Because the dot.com domain hosts most of the nation's economic traffic, it is arguably the most vulnerable. And it is the least protected. Congress has shied away from writing new laws in part because the NSA remains a poisonous subject to debate, and in part because the cultural disposition of almost everyone involved in the cyber security debate is to avoid government intrusion. The business community wants to be left alone -- it owns 85% of the internet infrastructure in the United States. And Democratic experts on the issue tend to believe that government can never stay ahead of the technology, so it shouldn't try. These two ideologies are blended at the White House now, which is proceeding very cautiously.
Into this breach, the Department of Defense has stepped up aggressively. That's no surprise, and not necessarily worrisome. DoD was first exposed to the cyber security problem, and policy-makers there responded quickly to the challenge. There are now dedicated cyber security acquisition programs, a new policy group that reports to an assistant secretary of defense for cyber security, a vow that cyber security will be woven into the next Quadrennial Defense Review process. And then there's the recently stood up cyber command, overseen by Lt. Gen. Keith Alexander, the director of the National Security Agency. About half of the entire government's cyber security forces are co-located with NSA. The cyber command recently stood up its first field activities and is developing various intelligence and offensive cyber war capacities, all of which are highly classified. DoD and private contractors are hiring thousands of cyber-savvy employees.
To the civilians at the Department of Homeland Security, the NSA activity, unchecked by the White House, is cause for concern. DHS will be the public face of domestic cyber security efforts, and yet NSA and DoD seem to be commanding the lion's share of resources and attention. DHS has no formal guidelines about working with the military. It is ramping up its infrastructure and hiring talented cyber defense warriors from the corporate world. And the guy who thinks most about cyber security at DHS -- Rand Beers -- is very highly regarded in the field. DHS, in public, remains gung ho about its status. Still, it's significant that only very recently did DHS officials make the trip up the BW Parkway to Ft. Meade to see what their counterparts were up to.
NSA civilians worry that NSA bosses will too quickly merge the agency's strategic intelligence mission with its cyber security responsibilities, further exacerbating domestic and international tensions. When the Pentagon formally announced its new Cyber Command, it did not think to brief the State Department in advance. As a result, other countries, having not received a heads up from consular officials, viewed the announcement through the lens of a past administration: there goes America, telling the world what to do, militarizing cyber space.
Only within the past few months did the State Department begin to staff a unit dedicated to cyber security policy. There has been some inter-agency communication between James Steinberg, the deputy secretary of state, and his counterparts at other agencies.

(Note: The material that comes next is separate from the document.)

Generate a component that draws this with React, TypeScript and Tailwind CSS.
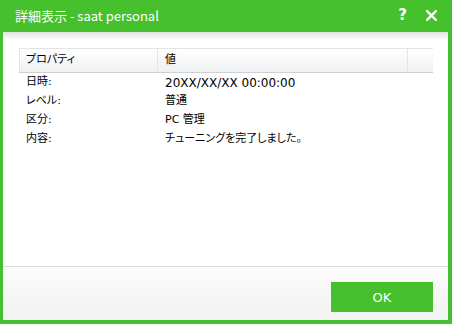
import React from "react";

const rows: [string, string, boolean][] = [
  ["日時:", "20XX/XX/XX 00:00:00", true],
  ["レベル:", "普通", false],
  ["区分:", "PC 管理", false],
  ["内容:", "チューニングを完了しました。", false],
];

const font = { fontFamily: '"DejaVu Sans", "Noto Sans CJK JP", sans-serif' };

export default function App() {
  return (
    <div
      className="w-[452px] h-[324px] bg-[#46c02d] flex flex-col pl-[3px] pr-[4px] pb-[4px] overflow-hidden [font-feature-settings:'palt']"
      style={font}
    >
      <div className="h-[32px] shrink-0 flex items-center pl-[12px] pr-[11px] text-white">
        <div
          className="text-[13px] leading-none flex-1 -mt-[1px]"
          style={{ fontFamily: '"Noto Sans CJK JP", sans-serif' }}
        >
          詳細表示 - saat personal
        </div>
        <div className="text-[15px] font-bold leading-none mr-[19px] -mt-[2px]">?</div>
        <svg width="11" height="11" viewBox="0 0 11 11" className="-mt-[2px]">
          <path d="M1 1 L10 10 M10 1 L1 10" stroke="white" strokeWidth="2.4" strokeLinecap="square" />
        </svg>
      </div>
      <div className="flex-1 flex flex-col bg-white">
        <div className="h-[8px] shrink-0 bg-gradient-to-b from-[#e2e2e2] to-white" />
        <div className="flex-1 pt-[8px] pl-[16px] pr-[15px]">
          <div className="border-t border-[#e3e3e3]">
            <div className="flex h-[24px] bg-gradient-to-b from-white to-[#eff0f2] border-b border-[#cfd0d2] text-[11px] text-black">
              <div className="w-[139px] border-l border-r border-[#e3e4e6] pl-[6px] flex items-center">プロパティ</div>
              <div className="w-[250px] border-r border-[#e3e4e6] pl-[7px] flex items-center">値</div>
              <div className="flex-1" />
            </div>
            {rows.map(([k, v, wide]) => (
              <div key={k} className="flex h-[19px] items-center text-[11px] text-black">
                <div className="w-[139px] pl-[7px]">{k}</div>
                <div className={wide ? "pl-[7px] text-[12px]" : "pl-[7px]"}>{v}</div>
              </div>
            ))}
          </div>
        </div>
        <div className="h-[54px] shrink-0 border-t border-[#dcdcdc] bg-gradient-to-b from-[#fbfbfb] to-[#f2f2f2] flex justify-end pt-[15px] pr-[15px]">
          <button className="w-[102px] h-[30px] bg-[#46c02d] text-white text-[13px] leading-none flex items-center justify-center">
            OK
          </button>
        </div>
      </div>
    </div>
  );
}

Legitimacy -- in the eyes of corporations, the American people and the world community, is critical to cooperation. The American government is finding that even in countries where cyber laws are much more intrusive, like Australia, there is a profound skepticism about America's intentions.
The irony: those countries where the balance between civil liberties and security wasn't so profoundly altered after 9/11 are finding less public opposition to significant changes in the law today. If the past administration had been less aggressive and more public about building a consensus around national security, it would have been easier for them to convince the American people to accept the idea that the National Security Agency has to be heavily involved in civilian cyber security efforts. Not anymore.